スーパーペンギンでは、ブースは模型を製作して3次元で検討を行っています。

 先程も触れましたが、展示会ブース、そしてこれは建築でもインテリアデザインでも同じですが、空間デザインの大きな特徴は、見積もり金額が決まって、初めて「作り始める」というものです。「既に作ったもの」をいくらで買うかという考え方でないことを知り、理解した上で、見積書を読み解かなければいけません。そのことを考えた時、あまりにも安いブース設営費やデザイン費は、当然ながらそれだけの理由が必ずある、と考えたおいた方がよい、と私は常々考えています。例えば、設営日当日の作業員の人数を最小限にしていることや、少々暗い照明器具を使っていること、そして設営会社の姿勢次第では腕のあまりよくない壁紙職人さんが来てしまう、という場合もあります。つまりは「安かろう悪かろう」の典型なのですが、金額が決まってから作り始める展示会ブースは、このようになってしまう場合が多分にあります。「空間デザインは、金額が決まってから作り始める」ということをご理解いただければ、事前に細かな仕様を聞いた上で見積もりの判断をしていただけると思います。その上で納得をした上で、ブースの設営については依頼されることをお勧めいたします。

スーパーペンギンのブースは?

ちなみに、当社の場合、1小間ブース(3m×3m)は、デザイン費とブース設営費で通常150万円を超えています。2小間では250万円を超えることもしばしばです。それは、しっかりとした結果を出すことを出展社の皆さんと共に考える、という姿勢と(実際に、当社では会期中の立ち方・待ち方までお伝えしています)、設営に際しては依頼する設営会社の方に腕のよい壁紙職人さんや質のよい木工材料などを使うことをお願いしています。さらにシンプルな形状ではあっても、細部のデザインにこだわり、図面には細かな設営会社への指示を描き込んでいます。高い金額にはなりますが、3日間の出展の中で大きな結果をつかむことができるのであれば、十分に投資する価値のある金額となるのです。そして、デザイナーや設営会社は、高い金額を出展社の皆様からお支払いいただくからには、その金額をその出展ですぐに回収できるだけのブースをご提供しなければいけない。その責務を担っていると思うのです。
このように、展示会に出展するためには例え1小間の出展であっても最低100万円は掛かることとなります。ましてや、2小間、4小間、6小間となると掛かって来る費用は数百万円から1000万円を超える場合も多くなり、3日間開催される展示会が如何にコストの掛かるものかがお分かりいただけるかと思います。だからこそ、展示会ブースは、必ず結果を出すように計画しなければいけないのです。

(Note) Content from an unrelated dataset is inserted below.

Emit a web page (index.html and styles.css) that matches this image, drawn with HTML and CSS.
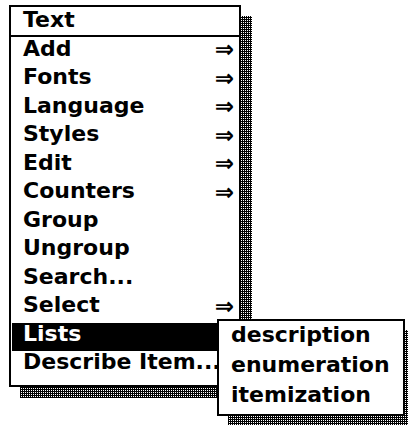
FILE: index.html
```html
<!DOCTYPE html>
<html lang="en">
<head>
    <meta charset="UTF-8">
    <meta name="viewport" content="width=device-width, initial-scale=1.0">
    <title>Text Menu</title>
    <link rel="stylesheet" href="styles.css">
</head>
<body>
    <div class="menu main-menu">
        <div class="menu-title">Text</div>
        <ul class="menu-items">
            <li class="menu-item"><span>Add</span><span class="arrow">⇒</span></li>
            <li class="menu-item"><span>Fonts</span><span class="arrow">⇒</span></li>
            <li class="menu-item"><span>Language</span><span class="arrow">⇒</span></li>
            <li class="menu-item"><span>Styles</span><span class="arrow">⇒</span></li>
            <li class="menu-item"><span>Edit</span><span class="arrow">⇒</span></li>
            <li class="menu-item"><span>Counters</span><span class="arrow">⇒</span></li>
            <li class="menu-item"><span>Group</span></li>
            <li class="menu-item"><span>Ungroup</span></li>
            <li class="menu-item"><span>Search...</span></li>
            <li class="menu-item"><span>Select</span><span class="arrow">⇒</span></li>
            <li class="menu-item selected"><span>Lists</span></li>
            <li class="menu-item"><span>Describe Item...</span></li>
        </ul>

        <!-- submenu for Lists -->
        <div class="menu sub-menu">
            <ul class="menu-items">
                <li class="menu-item">description</li>
                <li class="menu-item">enumeration</li>
                <li class="menu-item">itemization</li>
            </ul>
        </div>
    </div>
</body>
</html>
```

FILE: styles.css
```css
html {
    background: #fff;
}
body {
    margin: 0;
    padding: 5px 0 0 9px;
    font-family: "DejaVu Sans", sans-serif;
    font-weight: bold;
    font-size: 22px;
    color: #000;
    overflow: hidden;
    height: 425px;
    box-sizing: border-box;
}
.menu {
    position: relative;
    background: #fff;
    border: 2px solid #000;
    box-sizing: border-box;
}
/* dithered drop shadow */
.menu::after {
    content: "";
    position: absolute;
    top: 9px;
    left: 9px;
    right: -13px;
    bottom: -13px;
    z-index: -1;
    background-image: conic-gradient(#fff 0 25%, #000 0 100%);
    background-size: 2px 2px;
}
.main-menu {
    width: 232px;
}
.menu-title {
    line-height: 22px;
    padding: 2px 12px 4px;
    border-bottom: 2px solid #000;
}
.menu-items {
    list-style: none;
    margin: 0;
    padding: 0.5px 0 5.5px;
}
.menu-item {
    display: flex;
    justify-content: space-between;
    align-items: center;
    height: 22px;
    margin: 0 1px;
    padding: 0 4px 6.5px 11px;
    line-height: 22px;
    white-space: nowrap;
}
.menu-item.selected {
    background: #000;
    color: #fff;
}
.arrow {
    font-size: 23px;
    line-height: 22px;
    padding-top: 1px;
}
.sub-menu {
    position: absolute;
    left: 206px;
    top: 312px;
    width: 188px;
    height: 97px;
}
.sub-menu .menu-items {
    padding: 3px 0 0;
}
.sub-menu .menu-item {
    padding-bottom: 8px;
}
```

倉庫の扉は「枠なし」として、ブースの印象を高める工夫を行う
展示台下の収納は「全面」が開くことができるような仕様にする

細かな部分へのこだわりも、デザイナーの独りよがりなこだわりではなく、ブース全体の印象を高めるために、採用しています。費用を掛けてブースをつくる場合、そのすべては出展者の方は出展成功するために必要なもの、として捉えてブースの計画を行うことが常に重要、と考えています。